San Pío X está paseando unos instantes. La sonrisa afable, casi cariñosa, el gesto del brazo que se extiende, de la mano que se abre, expresan una acogida franca y paternal. En todos los circunstantes se nota el efecto de la presencia del Pontífice: mucho respeto, que no excluye una suave y natural alegría.
En los jardines del Vaticano el Papa San Pío X acoge a distinguidos visitantes, que le presentan sus homenajes. El cuerpo del Papa, erguido y vigoroso a pesar de los años, da una impresión de ascesis y firmeza, pero algo en su persona, y sobre todo en su plácida fisonomía, expresa reposo y distensión.
Es que el santo está paseando en instantes de esparcimiento. La sonrisa afable, casi cariñosa, el gesto del brazo que se extiende, de la mano que se abre, expresan una acogida franca y paternal. En todos los circunstantes se nota el efecto de la presencia del Pontífice: mucho respeto, que no excluye una suave y natural alegría. El esparcimiento de un santo nunca es, sin embargo, olvido de sus deberes. Nótese cuán atenta y penetrante es la mirada con que el Pontífice considera al visitante que lo saluda. San Pío X era un excelente psicólogo, y muchas de las personas que hablaban con él tenían la impresión de que leía en sus corazones.
San Pío X y la paz interna de la Iglesia
Consideremos la segunda fotografía. La mirada lo dice todo. Firme, sereno, lúcido, parece auscultar con impresionante nitidez, con dolor, pero con valentía, un horizonte muy profundo, cargado de pesadas nubes. Se tiene la impresión de que en su alma ocurre lo mismo que en la de un capitán, atónito con el tamaño de la tormenta que se avecina, pero dispuesto a proseguir intrépidamente en la ruta trazada. Esta resolución del Papa Santo se nota por lo demás en todo su ser: aún aquí, su cuerpo erguido y fuerte da una viva impresión de robustez, a pesar de la edad.
Cuán grande es el fardo de las preocupaciones, lo dice la cabeza, un poco inclinada, el cuerpo casi imperceptiblemente arqueado.

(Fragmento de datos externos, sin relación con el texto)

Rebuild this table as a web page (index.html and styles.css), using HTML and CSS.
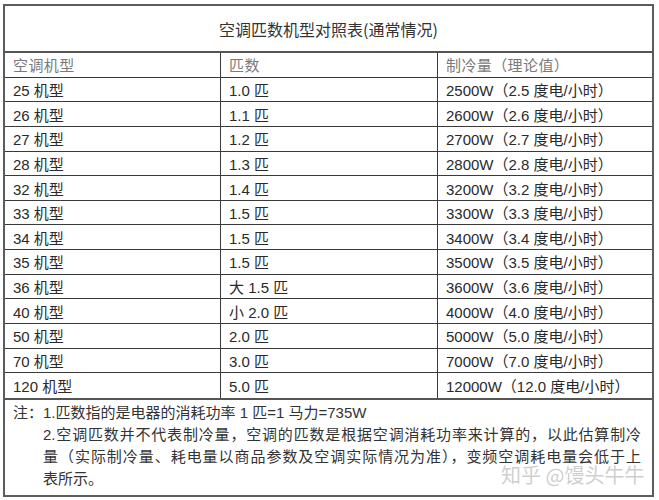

El Papa parece alcanzar el ápice de su calvario. Tiene el alma angustiada por los pecados del mundo, y ve a lo lejos los castigos que se acumulan en el horizonte. Es la guerra mundial que se aproxima, con su cortejo de desastres materiales y morales, y las ruinas políticas, sociales, económicas y principalmente religiosas de la post-guerra.
Pero todo su estado de espíritu es de quien conserva una gran paz interior: “Ecce in pace amaritudo mea amarissima… – He aquí en esta paz mi amargura amarguísima” (Is 38, 17).